Over the next few months, the seller drops by to retrieve small objects he has left behind. The buyer allows him to take these objects, but always asks for help in return – to “turn the mower on its side to drain the oil,” for example, or to “double-check the basement’s radon remediator.” The seller’s visits become more infrequent as the buyer strategically seeks assistance with increasingly difficult tasks:
The weeds in the garden – the buyer bets that this will be enough to keep the seller from coming back to get the child’s blackboard in an upstairs bedroom, the child’s name formed by animals carved in the wooden frame.
With this sentence, the story ends.
At first glance, “Equivalent” reads like a tale of two eccentric people, the sort of folks from whom we can’t learn anything because their situation is so peculiar to their personalities and individual circumstances.
But a closer look provides us with more. These quirky people are strangers who have entered into a relationship created through, but not circumscribed by, the law. They are more than just buyer and seller, as the buyer’s lawyer discovers when she tries to get the seller to fix the door. Both parties desired the contract, but neither party wants to abide strictly by its terms, instead coming up with their own dynamic of taking and giving, a pattern of exchange that is under their private control.
This quasi-legal relationship is reminiscent of many encounters in modern life, where people who otherwise have nothing to do with each other end up on either end of some legally circumscribed transaction. Sometimes these encounters end well; sometimes they end in conflict. Either way, there is a human component to the transaction that cannot be removed or reduced to a legal arrangement. As dispute resolution specialists know, bringing people together to talk when these arrangements go awry can lead to unexpected and sometimes quite useful outcomes, addressing aspects of the dispute or deal that on paper might have otherwise gone unnoticed. In this way, the story reminds us how subjective exchanges can be, how personalized deals can become, and how difficult it is to predict the dynamics of power in any interaction.
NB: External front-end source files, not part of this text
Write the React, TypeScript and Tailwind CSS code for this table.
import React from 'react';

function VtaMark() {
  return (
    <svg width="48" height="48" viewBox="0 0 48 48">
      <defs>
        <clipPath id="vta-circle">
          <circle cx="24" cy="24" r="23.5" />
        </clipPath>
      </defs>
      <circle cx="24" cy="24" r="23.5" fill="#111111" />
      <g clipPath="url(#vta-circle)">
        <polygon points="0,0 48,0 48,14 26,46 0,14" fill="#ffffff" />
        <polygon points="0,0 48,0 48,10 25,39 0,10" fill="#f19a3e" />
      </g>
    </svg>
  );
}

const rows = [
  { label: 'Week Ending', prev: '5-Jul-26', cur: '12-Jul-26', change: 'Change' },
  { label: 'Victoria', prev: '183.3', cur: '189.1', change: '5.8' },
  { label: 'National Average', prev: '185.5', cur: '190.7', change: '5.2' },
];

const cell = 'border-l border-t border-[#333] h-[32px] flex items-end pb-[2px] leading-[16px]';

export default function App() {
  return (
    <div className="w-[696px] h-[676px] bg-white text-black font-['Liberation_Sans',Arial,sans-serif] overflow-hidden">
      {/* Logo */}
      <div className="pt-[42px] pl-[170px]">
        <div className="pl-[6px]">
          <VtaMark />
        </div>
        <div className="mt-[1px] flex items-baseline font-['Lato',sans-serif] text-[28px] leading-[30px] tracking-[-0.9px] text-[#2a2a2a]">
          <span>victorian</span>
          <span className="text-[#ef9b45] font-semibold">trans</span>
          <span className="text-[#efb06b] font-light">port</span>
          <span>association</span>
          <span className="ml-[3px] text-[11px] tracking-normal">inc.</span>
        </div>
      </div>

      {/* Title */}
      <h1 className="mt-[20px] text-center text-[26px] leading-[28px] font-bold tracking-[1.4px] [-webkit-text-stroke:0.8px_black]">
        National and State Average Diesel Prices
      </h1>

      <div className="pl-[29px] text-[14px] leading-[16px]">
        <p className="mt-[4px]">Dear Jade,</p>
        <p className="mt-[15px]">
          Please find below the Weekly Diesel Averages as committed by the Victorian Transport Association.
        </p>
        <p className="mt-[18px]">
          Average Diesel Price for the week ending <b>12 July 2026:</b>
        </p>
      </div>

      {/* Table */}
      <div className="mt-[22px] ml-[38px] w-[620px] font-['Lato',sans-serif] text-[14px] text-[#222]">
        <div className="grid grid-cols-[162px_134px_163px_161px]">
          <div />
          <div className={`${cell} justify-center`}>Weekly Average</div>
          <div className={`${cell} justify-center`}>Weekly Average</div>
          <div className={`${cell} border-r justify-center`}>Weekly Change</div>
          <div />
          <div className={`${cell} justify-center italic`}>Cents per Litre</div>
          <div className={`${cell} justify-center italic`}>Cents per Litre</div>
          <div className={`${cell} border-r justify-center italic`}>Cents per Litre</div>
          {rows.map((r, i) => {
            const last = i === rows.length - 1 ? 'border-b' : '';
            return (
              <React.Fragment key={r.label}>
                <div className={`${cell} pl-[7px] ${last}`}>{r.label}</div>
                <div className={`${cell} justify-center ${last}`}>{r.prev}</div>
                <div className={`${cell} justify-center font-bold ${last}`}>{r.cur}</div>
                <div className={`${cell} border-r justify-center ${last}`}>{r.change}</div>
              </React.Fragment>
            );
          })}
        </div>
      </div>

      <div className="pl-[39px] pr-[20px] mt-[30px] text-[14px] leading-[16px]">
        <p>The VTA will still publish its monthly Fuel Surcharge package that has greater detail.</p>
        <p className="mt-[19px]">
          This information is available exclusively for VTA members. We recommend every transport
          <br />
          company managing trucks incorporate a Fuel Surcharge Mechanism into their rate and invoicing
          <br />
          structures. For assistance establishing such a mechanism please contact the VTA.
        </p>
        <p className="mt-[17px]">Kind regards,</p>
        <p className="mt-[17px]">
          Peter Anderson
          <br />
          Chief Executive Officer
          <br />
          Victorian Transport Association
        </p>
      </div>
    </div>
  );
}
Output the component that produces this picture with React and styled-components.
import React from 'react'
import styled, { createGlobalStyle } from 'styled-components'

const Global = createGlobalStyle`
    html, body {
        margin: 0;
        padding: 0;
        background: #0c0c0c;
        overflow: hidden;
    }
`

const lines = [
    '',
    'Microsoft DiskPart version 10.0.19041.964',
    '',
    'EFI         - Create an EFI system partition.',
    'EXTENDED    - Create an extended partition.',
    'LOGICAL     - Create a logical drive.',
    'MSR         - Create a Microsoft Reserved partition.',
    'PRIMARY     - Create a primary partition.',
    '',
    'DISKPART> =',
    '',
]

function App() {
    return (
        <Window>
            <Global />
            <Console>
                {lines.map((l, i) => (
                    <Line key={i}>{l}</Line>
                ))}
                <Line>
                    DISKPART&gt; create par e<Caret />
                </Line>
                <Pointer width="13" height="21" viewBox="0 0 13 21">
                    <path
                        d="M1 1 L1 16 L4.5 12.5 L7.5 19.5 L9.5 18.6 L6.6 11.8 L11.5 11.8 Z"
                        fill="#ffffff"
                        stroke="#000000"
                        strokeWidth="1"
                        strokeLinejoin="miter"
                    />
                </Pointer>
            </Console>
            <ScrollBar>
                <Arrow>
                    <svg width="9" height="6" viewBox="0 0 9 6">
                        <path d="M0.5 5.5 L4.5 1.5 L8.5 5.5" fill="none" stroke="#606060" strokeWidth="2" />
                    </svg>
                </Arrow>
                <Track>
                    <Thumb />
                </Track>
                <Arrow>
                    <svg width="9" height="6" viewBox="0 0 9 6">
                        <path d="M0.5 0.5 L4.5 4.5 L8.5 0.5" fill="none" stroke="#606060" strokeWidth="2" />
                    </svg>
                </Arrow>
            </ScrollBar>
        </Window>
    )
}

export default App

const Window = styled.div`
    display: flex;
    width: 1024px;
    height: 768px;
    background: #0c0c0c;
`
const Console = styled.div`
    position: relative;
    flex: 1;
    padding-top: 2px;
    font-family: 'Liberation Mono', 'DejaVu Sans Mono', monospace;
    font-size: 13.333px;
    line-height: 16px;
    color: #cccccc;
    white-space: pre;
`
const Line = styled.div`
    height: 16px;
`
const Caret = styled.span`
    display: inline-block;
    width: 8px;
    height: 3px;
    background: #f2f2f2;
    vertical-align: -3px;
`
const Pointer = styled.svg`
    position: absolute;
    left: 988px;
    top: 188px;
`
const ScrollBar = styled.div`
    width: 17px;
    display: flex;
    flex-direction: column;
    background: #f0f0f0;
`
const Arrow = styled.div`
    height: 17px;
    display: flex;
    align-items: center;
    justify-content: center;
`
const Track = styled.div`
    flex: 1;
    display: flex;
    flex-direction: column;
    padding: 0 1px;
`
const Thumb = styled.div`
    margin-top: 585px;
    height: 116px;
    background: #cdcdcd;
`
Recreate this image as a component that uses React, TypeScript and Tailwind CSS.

One turn that “Equivalent” could but does not take is the romantic twist, in which the buyer takes the place of the dead wife. The seller keeps finding excuses to return to the house and the buyer keeps giving him “husband” chores, which looks like the start of the familiar narrative convention of finding love in unlikely places. But in keeping with the legalistic frame in which they met and continue to interact, the buyer and seller do not fall in love over the lawn mower or radon remediator. Their relationship throughout remains essentially transactional, even though they modify the terms of the transaction as they wish.
Even so, the story has unexpected psychological depth and complexity, as the seller achieves emotional closure as a result of his relationship with the buyer. His regular visits to the house to retrieve random items point to an inability to let go of his past. We know his wife lived there before she died; we know he had at least one child living there as well. For her part, the buyer does not demand that he stay away, but she does maintain boundaries by asking for help with chores that she staggers in order of increasing difficulty. She knows that at some point her requests will make him stop coming, even though that means he will not retrieve the item that seems to be the most personal to him and the least personal to her – the blackboard with the child’s name on it. Eventually he must let go, and because of the buyer, he is able to do so. Indeed, the contract itself – the legal instrument that defines their respective realms of authority while remaining subject to their mutual decisions to alter its terms – makes it possible for both people to order themselves and their interactions in productive, functional ways. Their highly customized arrangement – in accordance with self-determination and consent, driven by a flexible and party-based understanding of equivalence and exchange – has made them both better off by the end.
Of course, another interpretation of the final line of the story is that their roles as buyer and seller have made it impossible for them to transcend the transactional frame of their relationship and thus prevent them from really getting to the bottom of what he is seeking and whether and how she can help. This view reminds us of the power of labels; if we characterize people as buyers and sellers, they will tend to monetize and objectify even intangible concerns.
That said, “Equivalent” leaves the reader wanting to reflect on something of primary importance in dispute resolution, namely, how we conceive of and harness the humanity of interactions involving people in deal and dispute contexts. This is more than just creating value or building rapport or crafting a problem-solving relationship. It is an appreciation for what it truly means to work together, guided by small details and the peculiarities of circumstances and context.